What does that look like? When you start to achieve the small wins, the plans for new growth start to look like more of everything. Like employees, more space, commercial retail, bigger online presence, just to name a few things that apply to business. But we also do this with health, relationships, finances- when you accomplish some of your personal goals, then the other not so personal bigger goals start to show up, right?
I found this year, it was important to slow down, and be grateful and in the moment with the wins I was currently experiencing. Enjoy that win! And if you aren’t in a win, maybe its a time when you are stopped because something isn’t working- that’s important too. Folks will tell you to just press on and don’t quit, but those months that I stopped this year taught me more than the super manifestation months. Those uncomfortable times helped me have a breakthrough, even if it looks like I’m doing nothing and peacing out. Be in the presence of the goal you accomplished, rather than leaping to more accomplishing…. That just steals from the joy of that win.

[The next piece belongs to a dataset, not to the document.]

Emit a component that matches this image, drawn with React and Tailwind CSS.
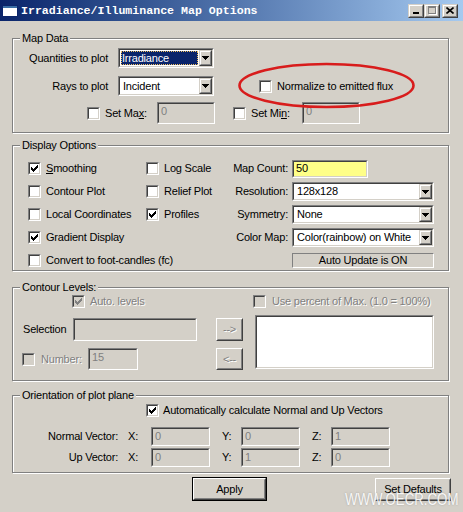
import React from "react";

// Classic 3D-style primitives
function Check({ checked = false, disabled = false }) {
  const inner = disabled
    ? "relative block w-full h-full border border-t-[#404040] border-l-[#404040] border-b-[#d4d0c8] border-r-[#d4d0c8] bg-[#d4d0c8]"
    : "relative block w-full h-full border border-t-[#404040] border-l-[#404040] border-b-[#d4d0c8] border-r-[#d4d0c8] bg-white";
  return (
    <span className="block w-[13px] h-[13px] shrink-0 border border-t-[#808080] border-l-[#808080] border-b-white border-r-white">
      <span className={inner}>
        {checked && (
          <svg className="absolute left-0 top-0" width="9" height="9" viewBox="0 0 9 9" shapeRendering="crispEdges">
            <path
              d="M7 1h1v1h-1z M6 2h2v1h-2z M1 3h1v1h-1z M5 3h3v1h-3z M1 4h2v1h-2z M4 4h3v1h-3z M1 5h5v1h-5z M2 6h3v1h-3z M3 7h1v1h-1z"
              fill={disabled ? "#808080" : "#000"}
            />
          </svg>
        )}
      </span>
    </span>
  );
}

function Sunken({ className = "", inner = "bg-white", children }) {
  return (
    <div className={"shrink-0 border border-t-[#808080] border-l-[#808080] border-b-white border-r-white " + className}>
      <div className={"h-full border border-t-[#404040] border-l-[#404040] border-b-[#d4d0c8] border-r-[#d4d0c8] " + inner}>
        {children}
      </div>
    </div>
  );
}

function Raised({ className = "", children }) {
  return (
    <div className={"shrink-0 border border-t-[#d4d0c8] border-l-[#d4d0c8] border-b-[#404040] border-r-[#404040] " + className}>
      <div className="h-full flex items-center justify-center border border-t-white border-l-white border-b-[#808080] border-r-[#808080] bg-[#d4d0c8]">
        {children}
      </div>
    </div>
  );
}

function DownArrow() {
  return (
    <svg width="7" height="4" viewBox="0 0 7 4" shapeRendering="crispEdges">
      <path d="M0 0h7v1h-7z M1 1h5v1h-5z M2 2h3v1h-3z M3 3h1v1h-1z" fill="#000" />
    </svg>
  );
}

function Combo({ className = "", value, focused = false }) {
  return (
    <Sunken className={className} inner="bg-white flex">
      <div className="flex-1 min-w-0 flex items-stretch">
        {focused ? (
          <div className="flex-1 m-[1px] flex items-center pl-[1px] bg-[#0a246a] text-white outline-1 outline-dotted outline-[#f0c060] -outline-offset-1">
            {value}
          </div>
        ) : (
          <div className="flex items-center pl-[3px]">{value}</div>
        )}
      </div>
      <Raised className="w-[13px]">
        <DownArrow />
      </Raised>
    </Sunken>
  );
}

function Btn({ className = "", children, isDefault = false, disabled = false }) {
  const label = disabled ? (
    <span className="text-[#808080] [text-shadow:1px_1px_0_#fff]">{children}</span>
  ) : (
    children
  );
  if (isDefault) {
    return (
      <div className={"shrink-0 border border-black " + className}>
        <div className="h-full flex items-center justify-center border border-t-white border-l-white border-b-[#404040] border-r-[#404040]">
          <div className="w-full h-full flex items-center justify-center border border-t-[#d4d0c8] border-l-[#d4d0c8] border-b-[#808080] border-r-[#808080]">
            {label}
          </div>
        </div>
      </div>
    );
  }
  return (
    <div className={"shrink-0 border border-t-white border-l-white border-b-[#404040] border-r-[#404040] " + className}>
      <div className="h-full flex items-center justify-center border border-t-[#d4d0c8] border-l-[#d4d0c8] border-b-[#808080] border-r-[#808080]">
        {label}
      </div>
    </div>
  );
}

function Dis({ className = "", children }) {
  return <span className={"text-[#808080] [text-shadow:1px_1px_0_#fff] " + className}>{children}</span>;
}

function Group({ title, className = "", children }) {
  return (
    <div className={"ml-[12px] w-[437px] flex flex-col border border-[#808080] shadow-[inset_1px_1px_0_#fff,1px_1px_0_#fff] " + className}>
      <div className="self-start -mt-[7px] -mb-[6px] ml-[7px] h-[13px] px-[2px] bg-[#d4d0c8] leading-[13px]">{title}</div>
      {children}
    </div>
  );
}

function CheckLabel({ checked, children, className = "" }) {
  return (
    <div className={"flex items-center gap-[5px] " + className}>
      <Check checked={checked} />
      <span>{children}</span>
    </div>
  );
}

function VecField({ value }) {
  return (
    <Sunken className="w-[59px] h-[19px]" inner="bg-[#d4d0c8] text-[#808080] pl-[2px] pt-[1px]">
      {value}
    </Sunken>
  );
}

function VecRow({ className = "", label, x, y, z }) {
  return (
    <div className={"h-[19px] flex items-center " + className}>
      <span className="w-[105px] text-right">{label}</span>
      <span className="ml-[10px] w-[23px]">X:</span>
      <VecField value={x} />
      <span className="ml-[12px] w-[19px]">Y:</span>
      <VecField value={y} />
      <span className="ml-[12px] w-[19px]">Z:</span>
      <VecField value={z} />
    </div>
  );
}

function TitleBar() {
  return (
    <div className="h-[21px] flex items-center bg-linear-to-r from-[#0a246a] to-[#a6caf0]">
      <svg className="ml-[2px] shrink-0" width="16" height="12" viewBox="0 0 16 12" shapeRendering="crispEdges">
        <rect x="0" y="0" width="16" height="12" fill="#0a246a" />
        <rect x="1" y="1" width="14" height="2" fill="#3a6ea5" />
        <rect x="1" y="3" width="14" height="8" fill="#ffffff" />
      </svg>
      <span className="ml-[3px] text-white font-bold text-[11.6px] tracking-normal font-['Liberation_Mono',monospace]">
        Irradiance/Illuminance Map Options
      </span>
      <div className="ml-auto mr-[5px] flex items-center">
        <Raised className="w-[16px] h-[14px]">
          <svg width="8" height="7" viewBox="0 0 8 7" shapeRendering="crispEdges">
            <rect x="1" y="5" width="6" height="2" fill="#000" />
          </svg>
        </Raised>
        <Raised className="w-[16px] h-[14px]">
          <svg width="10" height="9" viewBox="0 0 10 9" shapeRendering="crispEdges">
            <path d="M1 0h8v2h-8z M1 0h1v8h-1z M8 0h1v8h-1z M1 7h8v1h-8z" fill="#808080" />
            <path d="M2 8h8v1h-8z M9 1h1v8h-1z" fill="#ffffff" />
          </svg>
        </Raised>
        <Raised className="ml-[2px] w-[16px] h-[14px]">
          <svg width="8" height="7" viewBox="0 0 8 7">
            <path d="M0.5 0.5 L7.5 6.5 M7.5 0.5 L0.5 6.5" stroke="#000" strokeWidth="1.6" />
          </svg>
        </Raised>
      </div>
    </div>
  );
}

export default function App() {
  return (
    <div className="relative w-[463px] h-[512px] overflow-hidden bg-[#d4d0c8] text-black text-[11px] tracking-[-0.2px] leading-[13px] font-['Liberation_Sans',Arial,sans-serif]">
      <TitleBar />

      <Group title="Map Data" className="mt-[17px] h-[95px]">
        <div className="mt-[9px] h-[20px] flex items-center">
          <span className="w-[95px] text-right">Quantities to plot</span>
          <Combo className="ml-[10px] w-[96px] h-[20px]" value="Irradiance" focused />
        </div>
        <div className="mt-[8px] h-[20px] flex items-center">
          <span className="w-[95px] text-right">Rays to plot</span>
          <Combo className="ml-[10px] w-[96px] h-[20px]" value="Incident" />
          <CheckLabel className="ml-[45px]">Normalize to emitted flux</CheckLabel>
        </div>
        <div className="mt-[6px] h-[22px] flex items-center">
          <span className="ml-[74px]">
            <Check />
          </span>
          <span className="ml-[5px] w-[52px]">
            Set Ma<u>x</u>:
          </span>
          <Sunken className="w-[58px] h-[22px]" inner="bg-[#d4d0c8] text-[#808080] pl-[2px] pt-[1px]">
            0
          </Sunken>
          <span className="ml-[18px]">
            <Check />
          </span>
          <span className="ml-[5px] w-[51px]">
            Set Mi<u>n</u>:
          </span>
          <Sunken className="w-[58px] h-[22px]" inner="bg-[#d4d0c8] text-[#808080] pl-[2px] pt-[1px]">
            0
          </Sunken>
        </div>
      </Group>

      <Group title="Display Options" className="mt-[12px] h-[126px]">
        <div className="mt-[11px] flex flex-col">
          <div className="h-[23px] flex items-center">
            <CheckLabel checked className="ml-[15px] w-[118px]">
              <u>S</u>moothing
            </CheckLabel>
            <CheckLabel className="w-[84px]">Log Scale</CheckLabel>
            <span className="w-[58px] text-right">Map Count:</span>
            <Sunken className="ml-[4px] w-[76px] h-[18px]" inner="bg-[#ffff88] pl-[2px] flex items-center">
              50
            </Sunken>
          </div>
          <div className="h-[23px] flex items-center">
            <CheckLabel className="ml-[15px] w-[118px]">Contour Plot</CheckLabel>
            <CheckLabel className="w-[84px]">Relief Plot</CheckLabel>
            <span className="w-[58px] text-right">Resolution:</span>
            <Combo className="ml-[4px] w-[142px] h-[19px]" value="128x128" />
          </div>
          <div className="h-[23px] flex items-center">
            <CheckLabel className="ml-[15px] w-[118px]">Local Coordinates</CheckLabel>
            <CheckLabel checked className="w-[84px]">
              Profiles
            </CheckLabel>
            <span className="w-[58px] text-right">Symmetry:</span>
            <Combo className="ml-[4px] w-[142px] h-[19px]" value="None" />
          </div>
          <div className="h-[23px] flex items-center">
            <CheckLabel checked className="ml-[15px] w-[118px]">
              Gradient Display
            </CheckLabel>
            <div className="w-[84px]" />
            <span className="w-[58px] text-right">Color Map:</span>
            <Combo className="ml-[4px] w-[142px] h-[19px]" value="Color(rainbow) on White" />
          </div>
          <div className="h-[23px] flex items-center">
            <CheckLabel className="ml-[15px] w-[260px]">Convert to foot-candles (fc)</CheckLabel>
            <div className="ml-[4px] w-[142px] h-[15px] flex items-center justify-center border border-t-[#808080] border-l-[#808080] border-b-white border-r-white">
              Auto Update is ON
            </div>
          </div>
        </div>
      </Group>

      <Group title="Contour Levels:" className="mt-[16px] h-[94px]">
        <div className="mt-[7px] h-[13px] flex items-center">
          <div className="w-[240px] pl-[59px] flex items-center gap-[5px]">
            <Check checked disabled />
            <Dis>Auto. levels</Dis>
          </div>
          <div className="flex items-center gap-[6px]">
            <Check disabled />
            <Dis>Use percent of Max. (1.0 = 100%)</Dis>
          </div>
        </div>
        <div className="mt-[7px] flex items-start">
          <div className="w-[203px] flex flex-col">
            <div className="mt-[3px] h-[23px] flex items-center">
              <span className="ml-[10px] w-[50px]">Selection</span>
              <Sunken className="w-[124px] h-[23px]" inner="bg-[#d4d0c8]" />
            </div>
            <div className="mt-[7px] h-[22px] flex items-center">
              <span className="ml-[9px]">
                <Check disabled />
              </span>
              <Dis className="ml-[6px] w-[47px]">Number:</Dis>
              <Sunken className="w-[50px] h-[22px]" inner="bg-[#d4d0c8] text-[#808080] pl-[2px] pt-[1px]">
                15
              </Sunken>
            </div>
          </div>
          <div className="w-[27px] flex flex-col">
            <Btn className="mt-[3px] h-[23px]" disabled>
              --&gt;
            </Btn>
            <Btn className="mt-[7px] h-[22px]" disabled>
              &lt;--
            </Btn>
          </div>
          <Sunken className="ml-[12px] w-[179px] h-[54px]" inner="bg-white" />
        </div>
      </Group>

      <Group title="Orientation of plot plane" className="mt-[14px] h-[78px]">
        <div className="mt-[8px] h-[13px] flex items-center pl-[133px] gap-[4px]">
          <Check checked />
          <span>Automatically calculate Normal and Up Vectors</span>
        </div>
        <VecRow className="mt-[10px]" label="Normal Vector:" x="0" y="0" z="1" />
        <VecRow className="mt-[2px]" label="Up Vector:" x="0" y="1" z="0" />
      </Group>

      <div className="mt-[4px] flex items-start pl-[192px]">
        <Btn isDefault className="w-[75px] h-[24px]">
          Apply
        </Btn>
        <Btn className="ml-[108px] mt-[1px] w-[76px] h-[23px]">Set Defaults</Btn>
      </div>

      {/* red annotation ring around the normalize option */}
      <svg className="absolute left-[237px] top-[62px] pointer-events-none" width="179" height="47" viewBox="0 0 179 47">
        <ellipse cx="89.5" cy="23.5" rx="87" ry="21.5" fill="none" stroke="#d81c1c" strokeWidth="2.6" />
      </svg>

      {/* site watermark */}
      <div className="absolute left-[345px] top-[490px] origin-left scale-x-[0.78] text-[17px] tracking-normal leading-[20px] text-white/90 font-['Liberation_Sans',Arial,sans-serif] [text-shadow:0_0_2px_rgba(120,120,120,0.6)] whitespace-nowrap">
        WWW.OECR.COM
      </div>
    </div>
  );
}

I’m learning to honor each phase of the growth process I’m in. Sometimes, that’s purging and thinking, reflecting on whats working and NOT DOING anything but the important task of reflection. I used to feel a lot of pressure not to stop, but if you don’t let yourself be in each phase, like finishing the dress and wearing it a few times before making the next one, you then don’t get to reap the rewards of the project and apply the lessons from it to your next one.
thank you for reading!
I hope this post was helpful to all you over achievers like myself! I know it doesn’t quite fit in with the world of sewing, but I truly believe the business lessons that I have learned are life lessons, and like sewing, its another process to integrate into your life. Creativity has seemed to be separated from business because of the perceptions that business is somehow separate, removed, and not creative. But how can that be?!! To build is making, and we build businesses!